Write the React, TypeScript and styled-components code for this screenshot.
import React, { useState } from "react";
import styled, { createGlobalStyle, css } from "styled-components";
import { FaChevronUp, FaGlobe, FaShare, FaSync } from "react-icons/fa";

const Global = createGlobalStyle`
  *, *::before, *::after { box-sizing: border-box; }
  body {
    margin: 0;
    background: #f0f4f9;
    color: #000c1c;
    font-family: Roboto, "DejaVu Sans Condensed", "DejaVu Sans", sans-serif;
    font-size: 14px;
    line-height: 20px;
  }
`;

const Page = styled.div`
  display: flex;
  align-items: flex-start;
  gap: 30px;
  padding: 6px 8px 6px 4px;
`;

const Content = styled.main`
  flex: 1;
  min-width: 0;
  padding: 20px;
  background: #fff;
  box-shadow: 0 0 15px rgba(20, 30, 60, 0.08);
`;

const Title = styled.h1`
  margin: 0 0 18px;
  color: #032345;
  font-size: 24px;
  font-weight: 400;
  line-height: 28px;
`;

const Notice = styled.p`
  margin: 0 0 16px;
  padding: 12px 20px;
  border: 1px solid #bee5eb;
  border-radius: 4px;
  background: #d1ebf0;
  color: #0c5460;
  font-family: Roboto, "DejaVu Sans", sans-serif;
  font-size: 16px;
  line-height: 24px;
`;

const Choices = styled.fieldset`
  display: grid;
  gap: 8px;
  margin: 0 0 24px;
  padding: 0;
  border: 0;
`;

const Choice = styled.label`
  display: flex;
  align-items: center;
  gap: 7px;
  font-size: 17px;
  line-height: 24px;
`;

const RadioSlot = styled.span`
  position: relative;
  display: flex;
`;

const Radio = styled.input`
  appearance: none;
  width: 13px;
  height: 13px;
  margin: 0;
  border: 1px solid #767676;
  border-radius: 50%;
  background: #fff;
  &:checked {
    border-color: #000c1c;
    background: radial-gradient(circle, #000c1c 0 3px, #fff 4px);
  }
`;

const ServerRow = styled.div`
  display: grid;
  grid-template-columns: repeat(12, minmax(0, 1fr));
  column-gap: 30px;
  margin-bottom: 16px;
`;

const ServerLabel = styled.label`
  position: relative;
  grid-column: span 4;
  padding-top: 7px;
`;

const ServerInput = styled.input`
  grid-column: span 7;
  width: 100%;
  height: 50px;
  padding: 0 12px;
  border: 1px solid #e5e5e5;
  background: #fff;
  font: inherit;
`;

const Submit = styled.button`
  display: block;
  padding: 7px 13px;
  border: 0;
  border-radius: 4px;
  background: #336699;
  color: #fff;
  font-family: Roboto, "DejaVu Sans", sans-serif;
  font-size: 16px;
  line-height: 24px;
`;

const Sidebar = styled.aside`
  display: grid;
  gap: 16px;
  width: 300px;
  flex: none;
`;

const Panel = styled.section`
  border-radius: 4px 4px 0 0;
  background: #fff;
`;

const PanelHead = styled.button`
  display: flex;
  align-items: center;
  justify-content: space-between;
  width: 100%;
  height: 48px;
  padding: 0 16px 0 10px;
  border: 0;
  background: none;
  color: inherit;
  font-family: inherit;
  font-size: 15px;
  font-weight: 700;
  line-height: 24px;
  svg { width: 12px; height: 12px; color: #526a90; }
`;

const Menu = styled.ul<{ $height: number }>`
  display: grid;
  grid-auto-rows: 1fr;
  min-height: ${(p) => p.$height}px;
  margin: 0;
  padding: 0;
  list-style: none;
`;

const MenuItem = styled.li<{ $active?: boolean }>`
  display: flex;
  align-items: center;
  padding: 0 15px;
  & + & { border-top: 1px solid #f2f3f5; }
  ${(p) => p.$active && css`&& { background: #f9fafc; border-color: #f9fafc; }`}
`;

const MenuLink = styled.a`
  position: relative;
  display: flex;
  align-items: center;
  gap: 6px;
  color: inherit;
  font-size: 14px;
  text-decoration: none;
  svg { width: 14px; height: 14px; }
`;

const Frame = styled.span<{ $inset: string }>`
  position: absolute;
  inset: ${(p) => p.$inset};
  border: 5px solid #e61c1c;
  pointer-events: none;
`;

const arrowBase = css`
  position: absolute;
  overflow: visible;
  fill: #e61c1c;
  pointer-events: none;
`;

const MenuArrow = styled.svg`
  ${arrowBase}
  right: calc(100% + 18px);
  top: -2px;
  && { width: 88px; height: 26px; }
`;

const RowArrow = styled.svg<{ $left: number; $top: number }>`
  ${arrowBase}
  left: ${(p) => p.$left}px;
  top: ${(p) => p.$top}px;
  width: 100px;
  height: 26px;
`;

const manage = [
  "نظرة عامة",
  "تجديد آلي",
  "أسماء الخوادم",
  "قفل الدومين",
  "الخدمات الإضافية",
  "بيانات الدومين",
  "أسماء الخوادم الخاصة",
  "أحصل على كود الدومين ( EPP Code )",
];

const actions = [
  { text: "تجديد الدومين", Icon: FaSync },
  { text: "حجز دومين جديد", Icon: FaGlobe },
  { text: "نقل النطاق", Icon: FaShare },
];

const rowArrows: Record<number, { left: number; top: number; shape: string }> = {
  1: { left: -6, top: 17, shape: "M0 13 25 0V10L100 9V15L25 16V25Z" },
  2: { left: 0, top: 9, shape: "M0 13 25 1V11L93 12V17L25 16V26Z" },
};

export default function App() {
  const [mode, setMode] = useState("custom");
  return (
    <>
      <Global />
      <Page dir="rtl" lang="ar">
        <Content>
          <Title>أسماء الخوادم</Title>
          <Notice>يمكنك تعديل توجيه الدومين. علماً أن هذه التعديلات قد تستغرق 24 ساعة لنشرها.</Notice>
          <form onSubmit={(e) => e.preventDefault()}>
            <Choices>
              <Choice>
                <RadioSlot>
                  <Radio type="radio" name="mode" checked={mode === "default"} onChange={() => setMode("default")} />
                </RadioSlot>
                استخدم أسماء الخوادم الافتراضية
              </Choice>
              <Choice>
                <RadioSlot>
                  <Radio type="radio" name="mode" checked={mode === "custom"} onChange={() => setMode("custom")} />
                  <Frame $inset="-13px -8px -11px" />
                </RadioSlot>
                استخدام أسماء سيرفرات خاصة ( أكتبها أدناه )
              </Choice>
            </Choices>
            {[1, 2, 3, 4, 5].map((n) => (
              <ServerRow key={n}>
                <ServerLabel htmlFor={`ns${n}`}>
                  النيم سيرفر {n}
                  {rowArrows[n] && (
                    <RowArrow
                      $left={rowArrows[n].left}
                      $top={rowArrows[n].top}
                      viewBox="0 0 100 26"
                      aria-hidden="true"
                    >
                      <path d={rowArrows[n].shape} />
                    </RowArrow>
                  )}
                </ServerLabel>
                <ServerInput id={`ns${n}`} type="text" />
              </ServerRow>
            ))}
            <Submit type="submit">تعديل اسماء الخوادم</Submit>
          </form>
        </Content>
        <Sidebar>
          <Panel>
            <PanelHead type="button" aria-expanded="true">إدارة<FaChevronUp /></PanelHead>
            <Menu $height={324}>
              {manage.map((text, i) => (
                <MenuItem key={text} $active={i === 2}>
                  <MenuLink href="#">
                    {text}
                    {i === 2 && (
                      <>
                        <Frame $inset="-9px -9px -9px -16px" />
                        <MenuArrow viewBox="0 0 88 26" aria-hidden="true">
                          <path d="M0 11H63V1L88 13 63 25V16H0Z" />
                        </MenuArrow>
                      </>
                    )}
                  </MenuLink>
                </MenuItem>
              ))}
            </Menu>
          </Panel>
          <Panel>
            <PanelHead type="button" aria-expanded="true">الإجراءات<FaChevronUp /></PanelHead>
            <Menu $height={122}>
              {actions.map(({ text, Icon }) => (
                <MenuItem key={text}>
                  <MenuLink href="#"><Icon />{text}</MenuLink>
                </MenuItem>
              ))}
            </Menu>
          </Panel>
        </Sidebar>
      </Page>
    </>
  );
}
----
Every line above should be retyped exactly as given.

**RESULT OF THIS EXERCISE:**
Write the React, TypeScript and styled-components code for this screenshot.
import React, { useState } from "react";
import styled, { createGlobalStyle, css } from "styled-components";
import { FaChevronUp, FaGlobe, FaShare, FaSync } from "react-icons/fa";

const Global = createGlobalStyle`
  *, *::before, *::after { box-sizing: border-box; }
  body {
    margin: 0;
    background: #f0f4f9;
    color: #000c1c;
    font-family: Roboto, "DejaVu Sans Condensed", "DejaVu Sans", sans-serif;
    font-size: 14px;
    line-height: 20px;
  }
`;

const Page = styled.div`
  display: flex;
  align-items: flex-start;
  gap: 30px;
  padding: 6px 8px 6px 4px;
`;

const Content = styled.main`
  flex: 1;
  min-width: 0;
  padding: 20px;
  background: #fff;
  box-shadow: 0 0 15px rgba(20, 30, 60, 0.08);
`;

const Title = styled.h1`
  margin: 0 0 18px;
  color: #032345;
  font-size: 24px;
  font-weight: 400;
  line-height: 28px;
`;

const Notice = styled.p`
  margin: 0 0 16px;
  padding: 12px 20px;
  border: 1px solid #bee5eb;
  border-radius: 4px;
  background: #d1ebf0;
  color: #0c5460;
  font-family: Roboto, "DejaVu Sans", sans-serif;
  font-size: 16px;
  line-height: 24px;
`;

const Choices = styled.fieldset`
  display: grid;
  gap: 8px;
  margin: 0 0 24px;
  padding: 0;
  border: 0;
`;

const Choice = styled.label`
  display: flex;
  align-items: center;
  gap: 7px;
  font-size: 17px;
  line-height: 24px;
`;

const RadioSlot = styled.span`
  position: relative;
  display: flex;
`;

const Radio = styled.input`
  appearance: none;
  width: 13px;
  height: 13px;
  margin: 0;
  border: 1px solid #767676;
  border-radius: 50%;
  background: #fff;
  &:checked {
    border-color: #000c1c;
    background: radial-gradient(circle, #000c1c 0 3px, #fff 4px);
  }
`;

const ServerRow = styled.div`
  display: grid;
  grid-template-columns: repeat(12, minmax(0, 1fr));
  column-gap: 30px;
  margin-bottom: 16px;
`;

const ServerLabel = styled.label`
  position: relative;
  grid-column: span 4;
  padding-top: 7px;
`;

const ServerInput = styled.input`
  grid-column: span 7;
  width: 100%;
  height: 50px;
  padding: 0 12px;
  border: 1px solid #e5e5e5;
  background: #fff;
  font: inherit;
`;

const Submit = styled.button`
  display: block;
  padding: 7px 13px;
  border: 0;
  border-radius: 4px;
  background: #336699;
  color: #fff;
  font-family: Roboto, "DejaVu Sans", sans-serif;
  font-size: 16px;
  line-height: 24px;
`;

const Sidebar = styled.aside`
  display: grid;
  gap: 16px;
  width: 300px;
  flex: none;
`;

const Panel = styled.section`
  border-radius: 4px 4px 0 0;
  background: #fff;
`;

const PanelHead = styled.button`
  display: flex;
  align-items: center;
  justify-content: space-between;
  width: 100%;
  height: 48px;
  padding: 0 16px 0 10px;
  border: 0;
  background: none;
  color: inherit;
  font-family: inherit;
  font-size: 15px;
  font-weight: 700;
  line-height: 24px;
  svg { width: 12px; height: 12px; color: #526a90; }
`;

const Menu = styled.ul<{ $height: number }>`
  display: grid;
  grid-auto-rows: 1fr;
  min-height: ${(p) => p.$height}px;
  margin: 0;
  padding: 0;
  list-style: none;
`;

const MenuItem = styled.li<{ $active?: boolean }>`
  display: flex;
  align-items: center;
  padding: 0 15px;
  & + & { border-top: 1px solid #f2f3f5; }
  ${(p) => p.$active && css`&& { background: #f9fafc; border-color: #f9fafc; }`}
`;

const MenuLink = styled.a`
  position: relative;
  display: flex;
  align-items: center;
  gap: 6px;
  color: inherit;
  font-size: 14px;
  text-decoration: none;
  svg { width: 14px; height: 14px; }
`;

const Frame = styled.span<{ $inset: string }>`
  position: absolute;
  inset: ${(p) => p.$inset};
  border: 5px solid #e61c1c;
  pointer-events: none;
`;

const arrowBase = css`
  position: absolute;
  overflow: visible;
  fill: #e61c1c;
  pointer-events: none;
`;

const MenuArrow = styled.svg`
  ${arrowBase}
  right: calc(100% + 18px);
  top: -2px;
  && { width: 88px; height: 26px; }
`;

const RowArrow = styled.svg<{ $left: number; $top: number }>`
  ${arrowBase}
  left: ${(p) => p.$left}px;
  top: ${(p) => p.$top}px;
  width: 100px;
  height: 26px;
`;

const manage = [
  "نظرة عامة",
  "تجديد آلي",
  "أسماء الخوادم",
  "قفل الدومين",
  "الخدمات الإضافية",
  "بيانات الدومين",
  "أسماء الخوادم الخاصة",
  "أحصل على كود الدومين ( EPP Code )",
];

const actions = [
  { text: "تجديد الدومين", Icon: FaSync },
  { text: "حجز دومين جديد", Icon: FaGlobe },
  { text: "نقل النطاق", Icon: FaShare },
];

const rowArrows: Record<number, { left: number; top: number; shape: string }> = {
  1: { left: -6, top: 17, shape: "M0 13 25 0V10L100 9V15L25 16V25Z" },
  2: { left: 0, top: 9, shape: "M0 13 25 1V11L93 12V17L25 16V26Z" },
};

export default function App() {
  const [mode, setMode] = useState("custom");
  return (
    <>
      <Global />
      <Page dir="rtl" lang="ar">
        <Content>
          <Title>أسماء الخوادم</Title>
          <Notice>يمكنك تعديل توجيه الدومين. علماً أن هذه التعديلات قد تستغرق 24 ساعة لنشرها.</Notice>
          <form onSubmit={(e) => e.preventDefault()}>
            <Choices>
              <Choice>
                <RadioSlot>
                  <Radio type="radio" name="mode" checked={mode === "default"} onChange={() => setMode("default")} />
                </RadioSlot>
                استخدم أسماء الخوادم الافتراضية
              </Choice>
              <Choice>
                <RadioSlot>
                  <Radio type="radio" name="mode" checked={mode === "custom"} onChange={() => setMode("custom")} />
                  <Frame $inset="-13px -8px -11px" />
                </RadioSlot>
                استخدام أسماء سيرفرات خاصة ( أكتبها أدناه )
              </Choice>
            </Choices>
            {[1, 2, 3, 4, 5].map((n) => (
              <ServerRow key={n}>
                <ServerLabel htmlFor={`ns${n}`}>
                  النيم سيرفر {n}
                  {rowArrows[n] && (
                    <RowArrow
                      $left={rowArrows[n].left}
                      $top={rowArrows[n].top}
                      viewBox="0 0 100 26"
                      aria-hidden="true"
                    >
                      <path d={rowArrows[n].shape} />
                    </RowArrow>
                  )}
                </ServerLabel>
                <ServerInput id={`ns${n}`} type="text" />
              </ServerRow>
            ))}
            <Submit type="submit">تعديل اسماء الخوادم</Submit>
          </form>
        </Content>
        <Sidebar>
          <Panel>
            <PanelHead type="button" aria-expanded="true">إدارة<FaChevronUp /></PanelHead>
            <Menu $height={324}>
              {manage.map((text, i) => (
                <MenuItem key={text} $active={i === 2}>
                  <MenuLink href="#">
                    {text}
                    {i === 2 && (
                      <>
                        <Frame $inset="-9px -9px -9px -16px" />
                        <MenuArrow viewBox="0 0 88 26" aria-hidden="true">
                          <path d="M0 11H63V1L88 13 63 25V16H0Z" />
                        </MenuArrow>
                      </>
                    )}
                  </MenuLink>
                </MenuItem>
              ))}
            </Menu>
          </Panel>
          <Panel>
            <PanelHead type="button" aria-expanded="true">الإجراءات<FaChevronUp /></PanelHead>
            <Menu $height={122}>
              {actions.map(({ text, Icon }) => (
                <MenuItem key={text}>
                  <MenuLink href="#"><Icon />{text}</MenuLink>
                </MenuItem>
              ))}
            </Menu>
          </Panel>
        </Sidebar>
      </Page>
    </>
  );
}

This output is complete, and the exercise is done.